Thursday December 26th, 2024 1:00PM

And now, the counting

By Bill Crane Columnist

It was just before 9 p.m. on that first Tuesday in November of 1980 on the east coast. President Jimmy Carter of Georgia was seeking a second term, against his opponent, Governor Ronald Reagan of California. Based on Exit Polling data, and a poor showing by Carter in several southern states, all the Big Three news networks projected Reagan as the winner. Polls would not close in California and the west coast for several more hours, but based on the news that Reagan had won, millions of voters never trekked to the polls. The down-ticket damage for Democrats in other contested races was devastating. 
 
Exit polling will still take place on Election Day 2020, but much of the rest of the logistics and landscape of holding the election is significantly altered. Nearly 220,000,000 Americans voted on Election Day in 2016. As of October 29, more than 80-million ballots have already been cast, via early voting, mail-in voting/absentee ballots. In Georgia, more than 3.8 million have already cast ballots, and as of October 22nd, by emergency order of the State Board of Elections, local election superintendents and their staff have been opening, logging, and scanning in those absentee ballots already received. On Election Day, as soon as the polls open, they may also begin the tabulation of those several million ballots, while the polls are open.
 
Across the nation, a variety of standards and timelines are in place for ACCEPTING ballots as valid and for tabulation. Some states will accept ballots post-marked and received as late as 7 days after the election...meaning in close contests it may well come down to those mail-in ballots not arriving for tabulation until as late as November 10th. Polling data from across the country also indicates that roughly 65-70 percent of Joe Biden supporters and Democrats have either voted early or plan to vote prior to Election Day. The reverse is true of supporters of the President. This will skew two other significant aspects of reporting and projecting winners on Election Day.
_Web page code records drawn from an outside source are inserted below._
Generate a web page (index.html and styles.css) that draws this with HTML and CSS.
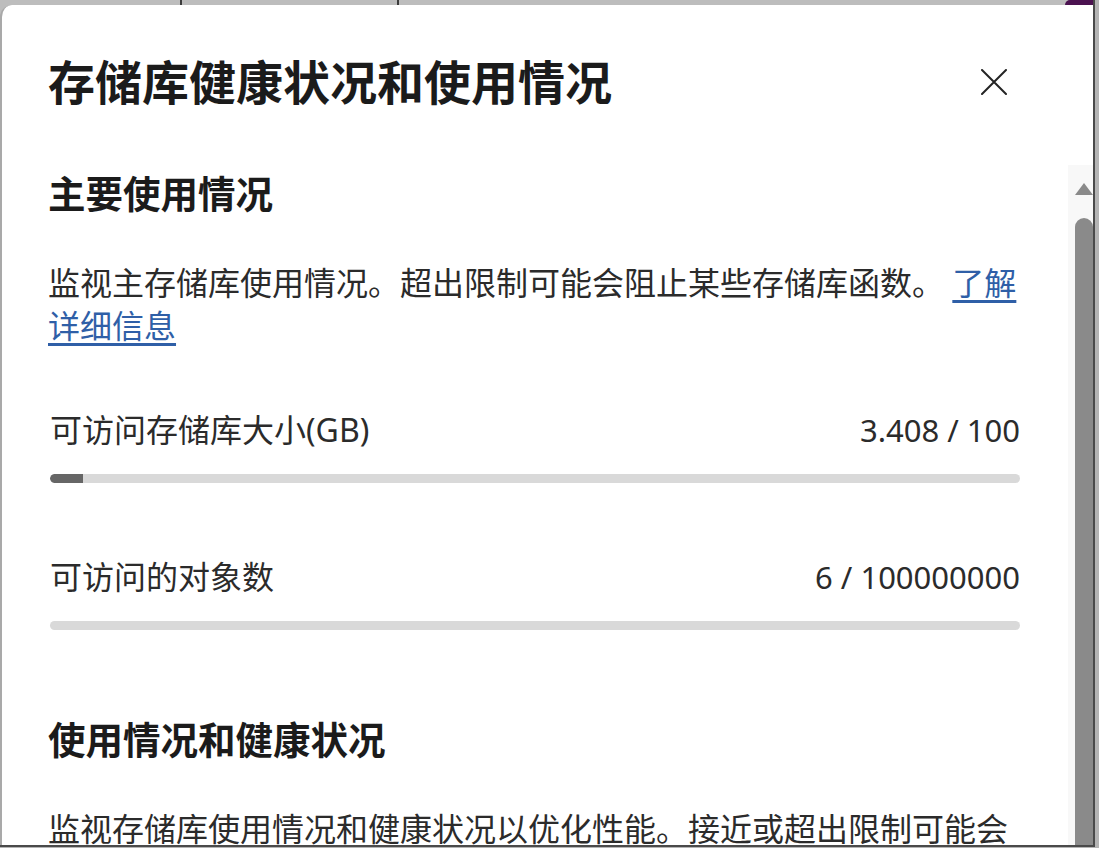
FILE: index.html
```html
<!DOCTYPE html>
<html lang="zh-CN">
<head>
  <meta charset="UTF-8" />
  <title>存储库健康状况和使用情况</title>
  <meta name="viewport" content="width=device-width, initial-scale=1.0" />
  <link rel="stylesheet" href="styles.css">
</head>
<body>
  <div class="window">
    <div class="topbar">
      <span class="tick first"></span>
      <span class="tick second"></span>
      <span class="accent"></span>
    </div>

    <div class="panel">
      <div class="content">
        <div class="header">
          <h1>存储库健康状况和使用情况</h1>
          <button class="close" aria-label="关闭">
            <svg width="26" height="26" viewBox="0 0 26 26">
              <path d="M1 1 L25 25 M25 1 L1 25" stroke="#242424" stroke-width="2" fill="none" stroke-linecap="round" />
            </svg>
          </button>
        </div>

        <h2>主要使用情况</h2>
        <p class="desc">监视主存储库使用情况。超出限制可能会阻止某些存储库函数。 <a href="#">了解详细信息</a></p>

        <div class="usage">
          <div class="usage-row">
            <span>可访问存储库大小(GB)</span>
            <span class="value">3.408 / 100</span>
          </div>
          <div class="bar"><div class="fill" style="width: 3.4%"></div></div>
        </div>

        <div class="usage">
          <div class="usage-row">
            <span>可访问的对象数</span>
            <span class="value">6 / 100000000</span>
          </div>
          <div class="bar"><div class="fill" style="width: 0%"></div></div>
        </div>

        <h2 class="second-heading">使用情况和健康状况</h2>
        <p class="desc">监视存储库使用情况和健康状况以优化性能。接近或超出限制可能会影响存储库的性能和可用性。</p>
      </div>

      <div class="scrollbar">
        <div class="arrow"></div>
        <div class="thumb"></div>
      </div>
    </div>
  </div>
</body>
</html>
```

FILE: styles.css
```css
body {
  margin: 0;
  padding: 0;
  background: #b4b4b4;
  font-family: "Noto Sans", "Noto Sans CJK SC", sans-serif;
  overflow: hidden;
}

.window {
  width: 1093px;
  height: 845px;
  display: flex;
  flex-direction: column;
  background: #bdbdbd;
  border-right: 2px solid #4a4a4a;
  border-bottom: 2px solid #4a4a4a;
  overflow: hidden;
}

.topbar {
  height: 5px;
  display: flex;
  flex-shrink: 0;
}

.tick {
  width: 2px;
  background: #3c3c3c;
}

.tick.first { margin-left: 180px; }
.tick.second { margin-left: 215px; }

.accent {
  margin-left: auto;
  width: 28px;
  background: #4b1250;
  border-top-left-radius: 10px;
}

.panel {
  flex: 1;
  min-height: 0;
  display: flex;
  background: #fff;
  border-left: 2px solid #a9a9a9;
  border-top-left-radius: 12px;
  overflow: hidden;
}

.content {
  flex: 1;
  padding: 49px 48px 0 46px;
  color: #2b2b2b;
}

.header {
  display: flex;
  justify-content: space-between;
  align-items: center;
}

h1 {
  margin: 0;
  font-size: 47px;
  line-height: 56px;
  font-weight: 700;
  color: #1b1b1b;
}

.close {
  margin-right: 13px;
  padding: 0;
  border: none;
  background: none;
  display: flex;
  cursor: pointer;
}

h2 {
  margin: 60px 0 0;
  font-size: 37.5px;
  line-height: 48px;
  font-weight: 700;
  color: #1b1b1b;
}

h2.second-heading {
  margin-top: 86px;
}

.desc {
  margin: 43px 0 0;
  font-size: 32px;
  line-height: 43px;
}

.desc a {
  color: #2f5fa7;
  text-decoration: underline;
  text-underline-offset: 5px;
}

.usage {
  margin-top: 61px;
}

.usage + .usage {
  margin-top: 72px;
}

.usage-row {
  display: flex;
  justify-content: space-between;
  align-items: baseline;
  font-size: 32px;
  line-height: 43px;
  padding-left: 2px;
}

.usage-row .value {
  font-size: 31px;
}

.bar {
  margin: 22px 0 0 2px;
  height: 9px;
  border-radius: 5px;
  background: #d9d9d9;
  overflow: hidden;
}

.fill {
  height: 100%;
  background: #666;
  border-radius: 5px 0 0 5px;
}

.scrollbar {
  width: 25px;
  margin-top: 160px;
  background: #f8f8f8;
  display: flex;
  flex-direction: column;
  align-items: flex-end;
}

.arrow {
  margin-top: 18px;
  width: 0;
  height: 0;
  border-left: 9px solid transparent;
  border-right: 9px solid transparent;
  border-bottom: 12px solid #8a8a8a;
}

.thumb {
  margin-top: 23px;
  width: 18px;
  flex: 1;
  background: #8a8a8a;
  border-radius: 9px 9px 0 0;
}
```
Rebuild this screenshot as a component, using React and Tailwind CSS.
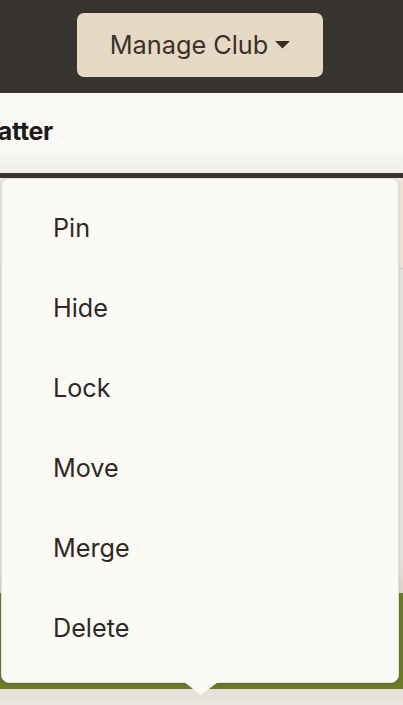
import React from "react";

const actions = ["Pin", "Hide", "Lock", "Move", "Merge", "Delete"];

function Caret() {
  return (
    <svg width="15" height="8" viewBox="0 0 15 8" className="mt-[1px]">
      <path d="M0 0 H15 L7.5 7.5 Z" fill="#3a2b20" />
    </svg>
  );
}

export default function App() {
  return (
    <div className="relative flex h-[705px] w-[403px] flex-col overflow-hidden bg-[#e7e5e0] font-['Inter',sans-serif]">
      {/* top bar */}
      <header className="flex h-[93px] shrink-0 bg-[#373430] pl-[77px] pt-[13px]">
        <button className="flex h-[64px] w-[246px] items-center justify-center gap-[7px] rounded-[7px] bg-[#e5d9c6] pb-[1px] text-[25.3px] text-[#3b3129]">
          Manage Club
          <Caret />
        </button>
      </header>

      {/* club title panel, scrolled so only the end of the name shows */}
      <div className="flex h-[80px] shrink-0 items-center bg-gradient-to-b from-[#faf8f4] from-70% to-[#efede8]">
        <div className="flex w-[53px] shrink-0 justify-end whitespace-nowrap pb-[2px] text-[25px] font-bold tracking-[-0.3px] text-[#1f1b17]">
          Club Chatter
        </div>
      </div>
      <div className="h-[5px] shrink-0 bg-[#373430]" />

      {/* content behind the menu */}
      <div className="flex flex-1 flex-col">
        <div className="h-[90px] bg-[#eee6db]" />
        <div className="h-[1px] bg-[#cfccc6]" />
        <div className="h-[291px] bg-[#e7e5e0]" />
        <div className="h-[33px] bg-gradient-to-b from-[#e7e5e0] to-[#ded6cb]" />
        <div className="h-[96px] bg-[#6b7a2b]" />
        <div className="flex-1 bg-gradient-to-b from-[#e5ded6] to-[#ebe6df]" />
      </div>

      {/* dropdown menu */}
      <div className="absolute left-[1px] top-[178px] h-[505px] w-[398px] rounded-[8px] border border-[#e2dfd8] bg-[#fbfaf5] pt-[10px] shadow-[0_1px_4px_rgba(0,0,0,0.12)]">
        {actions.map((a) => (
          <div
            key={a}
            className="flex h-[80px] items-center pl-[51px] text-[25.2px] text-[#2e2924]"
          >
            {a}
          </div>
        ))}
        <svg
          width="34"
          height="13"
          viewBox="0 0 34 13"
          className="absolute bottom-[-13px] left-[182px]"
        >
          <path d="M0 0 H34 L17 13 Z" fill="#fbfaf5" />
        </svg>
      </div>
    </div>
  );
}
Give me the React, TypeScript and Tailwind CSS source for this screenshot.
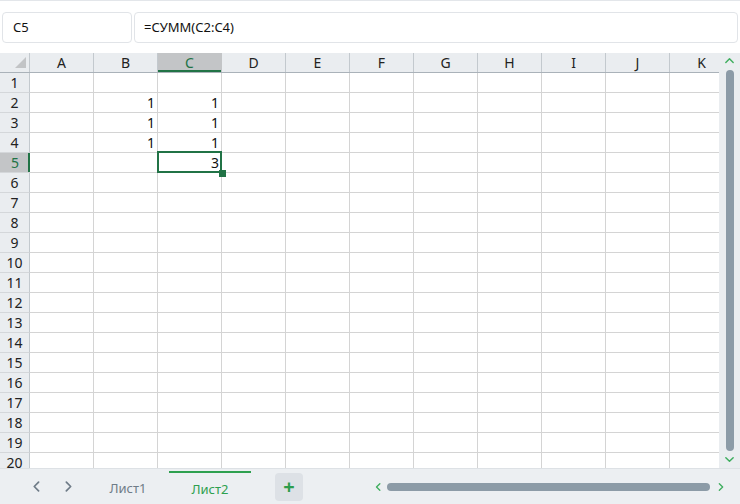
import React from 'react';

const COLS = ['A', 'B', 'C', 'D', 'E', 'F', 'G', 'H', 'I', 'J', 'K'];
const ROWS = Array.from({ length: 20 }, (_, i) => i + 1);

const values: Record<string, string> = {
  B2: '1',
  C2: '1',
  B3: '1',
  C3: '1',
  B4: '1',
  C4: '1',
  C5: '3',
};

const Chevron = ({ dir, className }: { dir: 'up' | 'down' | 'left' | 'right'; className?: string }) => {
  const pts = {
    up: '2,7 6,3 10,7',
    down: '2,4 6,8 10,4',
    left: '7,2 3,6 7,10',
    right: '4,2 8,6 4,10',
  }[dir];
  return (
    <svg viewBox="0 0 12 12" className={className} fill="none" stroke="currentColor" strokeWidth="1.6" strokeLinecap="round" strokeLinejoin="round">
      <polyline points={pts} />
    </svg>
  );
};

const HeaderRow = () => (
  <div className="flex h-[20px] shrink-0 bg-[#eaedf0] border-b border-[#aab2b9]">
    <div className="relative w-[30px] shrink-0 border-r border-[#c3c9ce]">
      <div className="absolute right-[3px] bottom-[4px] w-0 h-0 border-l-[11px] border-l-transparent border-b-[11px] border-b-[#c2c4c6]" />
    </div>
    {COLS.map(c => {
      const active = c === 'C';
      return (
        <div
          key={c}
          className={`w-[64px] shrink-0 flex items-center justify-center border-r ${
            active
              ? 'bg-[#c3c5c7] text-[#217346] border-[#c3c5c7] shadow-[inset_0_-2px_0_#217346]'
              : 'text-[#222] border-[#c3c9ce]'
          }`}
        >
          {c}
        </div>
      );
    })}
  </div>
);

const Row = ({ n }: { n: number }) => {
  const activeRow = n === 5;
  return (
    <div className="flex h-[20px] shrink-0">
      <div
        className={`w-[30px] shrink-0 flex items-center justify-center border-b border-[#d4d7da] ${
          activeRow
            ? 'bg-[#c3c5c7] text-[#217346] shadow-[inset_-2px_0_0_#217346]'
            : 'bg-[#eaedf0] text-[#222] border-r border-r-[#c3c9ce]'
        }`}
      >
        {n}
      </div>
      {COLS.map(c => {
        const id = `${c}${n}`;
        const selected = id === 'C5';
        return (
          <div
            key={c}
            className="relative w-[64px] shrink-0 border-r border-b border-[#d4d4d4] flex items-center justify-end pr-[2px] text-[#111]"
          >
            {values[id]}
            {selected && (
              <div className="absolute z-10 left-[-1px] top-[-2px] right-[-1px] bottom-[-1px] border-2 border-[#217346]">
                <div className="absolute right-[-6px] bottom-[-6px] w-[7px] h-[7px] bg-[#217346]" />
              </div>
            )}
          </div>
        );
      })}
    </div>
  );
};

export default function App() {
  return (
    <div className="w-[740px] h-[504px] flex flex-col overflow-hidden bg-white text-[14px] leading-none font-['Noto_Sans',sans-serif]">
      {/* formula bar */}
      <div className="h-[53px] shrink-0 flex items-start gap-[2px] pt-[11px] px-[2px] border-t border-[#e3e6ea] text-[13px]">
        <div className="w-[130px] h-[31px] rounded-[4px] border border-[#e1e4e8] flex items-center pl-[10px] text-[#111]">
          C5
        </div>
        <div className="flex-1 h-[31px] rounded-[4px] border border-[#e1e4e8] flex items-center pl-[9px] text-[#111]">
          =СУММ(C2:C4)
        </div>
      </div>

      {/* grid + vertical scroll */}
      <div className="flex-1 flex min-h-0">
        <div className="w-[719px] shrink-0 flex flex-col overflow-hidden">
          <HeaderRow />
          {ROWS.map(n => (
            <Row key={n} n={n} />
          ))}
        </div>
        <div className="flex-1 bg-[#eaedf0] flex flex-col items-center">
          <div className="h-[17px] flex items-center justify-center text-[#3fae5f]">
            <Chevron dir="up" className="w-[11px] h-[11px]" />
          </div>
          <div className="w-[8px] h-[381px] rounded-full bg-[#8c9ba7]" />
          <div className="flex-1 flex items-center justify-center text-[#3fae5f]">
            <Chevron dir="down" className="w-[11px] h-[11px]" />
          </div>
        </div>
      </div>

      {/* sheet tabs */}
      <div className="h-[36px] shrink-0 flex bg-[#eceff2] border-t border-[#dde1e5] text-[13px]">
        <div className="flex items-center pl-[22px]">
          <button className="w-[31px] h-[28px] flex items-center justify-center text-[#6f7c88]">
            <Chevron dir="left" className="w-[13px] h-[13px]" />
          </button>
          <button className="w-[31px] h-[28px] flex items-center justify-center text-[#6f7c88]">
            <Chevron dir="right" className="w-[13px] h-[13px]" />
          </button>
        </div>
        <div className="ml-[3px] w-[82px] flex items-center justify-center pt-[3px] text-[#6f7c88]">Лист1</div>
        <div className="mt-[2px] w-[82px] border-t-2 border-[#2ea04f] flex items-center justify-center pt-[1px] text-[#2ea04f]">
          Лист2
        </div>
        <div className="ml-[24px] self-center w-[28px] h-[28px] rounded-[4px] bg-[#dde1e6] flex items-center justify-center text-[#2e9d4c] text-[20px] font-bold leading-none">
          +
        </div>
        <div className="ml-auto w-[370px] flex items-center">
          <div className="w-[17px] flex justify-center text-[#3fae5f]">
            <Chevron dir="left" className="w-[10px] h-[10px]" />
          </div>
          <div className="w-[323px] h-[8px] rounded-full bg-[#8c9ba7]" />
          <div className="w-[21px] flex justify-center text-[#3fae5f]">
            <Chevron dir="right" className="w-[10px] h-[10px]" />
          </div>
        </div>
      </div>
    </div>
  );
}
Voters in the field that day may well be disproportionately Republican and supporters of the President, which would then show up in Exit Polling data...and then when ACTUAL returns begin to be tabulated, there will be a huge BLOB of early and tabulated mail-in ballots, predominantly cast by Democrats, which will likely show a commanding lead for Democrats early in the evening. 
 
I don't share all this to scare you, but instead to prepare you to settle in for a long period of tabulation and ballot certification. Not unlike many other aspects of 2020, and quite like this pandemic, this is the election that will linger on, and on...and on. 
 
We have yet had only ONE Election which could not be settled in the Electoral College, and that was the 1800 re-match of President John Adams and his then Vice-President Thomas Jefferson, who each held very different views of the future direction of the federal government and our United States. At that time, Electors voted for the offices of President AND Vice-President, decided by first, and then second-place finish. Jefferson had lost to Adams in 1796 and then became his Vice-President. Adams was a Federalist, Jefferson championed the newly created Democratic-Republican Party. Jefferson and Aaron Burr (yes that Burr) received a tie vote of 73 Electors each, Adams and Charles Pinkney each received 65 and 64 votes respectively (at the time the U.S. was essentially our modern east coast). 
 
Failing a majority in the Electoral College, the contest between Jefferson and Burr moved to the outgoing U.S. House of Representatives. There were 35 ballots with no winner and repeated tie ballots, with all Federalists and northern states backing Burr (an abolitionist) and Democratic-Republican states remaining firmly with Jefferson. Alexander Hamilton, a federalist and Treasury Secretary under President George Washington, and author of The Federalist Papers, preferred his friend and colleague, Jefferson, Hamilton convinced several Federalists to shift their ballots to Jefferson, who won the Presidency on the 36th ballot by the U.S. House. Spoiler alert for those who have not yet seen, "Hamilton."
 
Jefferson, who favored a smaller federal government, would later make the Louisiana Purchase from France in 1803, expanding the landholdings of our nation by 828,000 square miles, from the Atlantic to the Pacific. Proof yet again that in choosing and making election selections you don't always GET what you think you just bought. And again, our nation not only survived that Constitutional crisis, we thrived. And we shall again.